As the parent of a young child, I was delighted to learn that you are also a children’s author. (We are looking for new material as our daughter wants to read the same books over and over again.) Why did you decide to write for children, and do you have any plans for future children’s books?
I have written eight books for children, seven of them picture books and one of them a chapter book. The latter, Hear the Wind Blow, is a collection of short stories inspired by classic American folk songs. Of the seven picture books, five relate tales about families settling the Ohio River wilderness. Perhaps the best known titles are Aurora Means Dawn and Warm as Wool, both in print from the Wooster Book Company. The other two picture books, Meeting Trees and Crawdad Creek, both published by National Geographic, tell about children exploring nature. I undertook those projects in response to invitations from two editors of children’s books; when those editors moved on, I did not feel I could take the time away from my writing for adults to seek out new contacts in children’s publishing.
Finally, what projects are you currently working on, and what events do you have scheduled?
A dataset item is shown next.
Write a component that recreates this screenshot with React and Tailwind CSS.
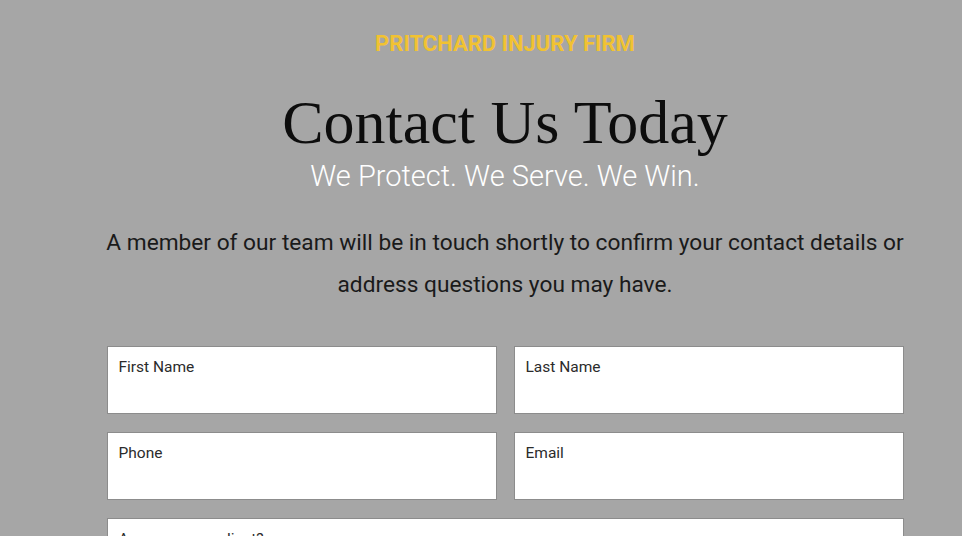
import React from "react";

export default function App() {
  const rows = [
    ["First Name", "Last Name"],
    ["Phone", "Email"],
  ];

  return (
    <div className="h-[536px] overflow-hidden bg-[#a6a6a6] pl-[48px] font-['Roboto',sans-serif]">
      <div className="flex flex-col items-center">
        <p className="mt-[30px] text-[22px] leading-[28px] font-bold text-[#f1c232]">
          PRITCHARD INJURY FIRM
        </p>
        <h1 className="mt-[31px] font-['Liberation_Serif',serif] text-[62px] leading-[66px] text-[#0d0d0d]">
          Contact Us Today
        </h1>
        <p className="mt-[3px] text-[29px] leading-[36px] font-light text-white">
          We Protect. We Serve. We Win.
        </p>
        <p className="mt-[28px] w-[820px] text-center text-[22.7px] leading-[42px] text-[#1a1a1a]">
          A member of our team will be in touch shortly to confirm your contact details or address questions you may have.
        </p>
        <form className="mt-[40px] w-[797px] flex flex-col gap-[18px]">
          {rows.map((row) => (
            <div key={row[0]} className="grid grid-cols-2 gap-[17px]">
              {row.map((label) => (
                <label key={label} className="h-[68px] bg-white border border-[#8c8c8c] px-[11px] pt-[8px] block">
                  <span className="text-[15.5px] leading-[18px] text-[#2b2b2b]">{label}</span>
                </label>
              ))}
            </div>
          ))}
          <label className="h-[68px] bg-white border border-[#8c8c8c] px-[11px] pt-[8px] block">
            <span className="text-[15.5px] leading-[18px] text-[#2b2b2b]">Are you a new client?</span>
          </label>
        </form>
      </div>
    </div>
  );
}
I’m involved in several projects. I am performing in a show of songs and stories inspired by my early book of tales, Wilderness Plots. I am adapting my historical novel, Bad Man Ballad, into a stage play of the same title. I am working on the collection of linked stories that I mentioned above. And I am gathering materials for a book about preserving and restoring what I call the common wealth—those gifts from nature, culture, and community that we share by virtue of our membership in the human family.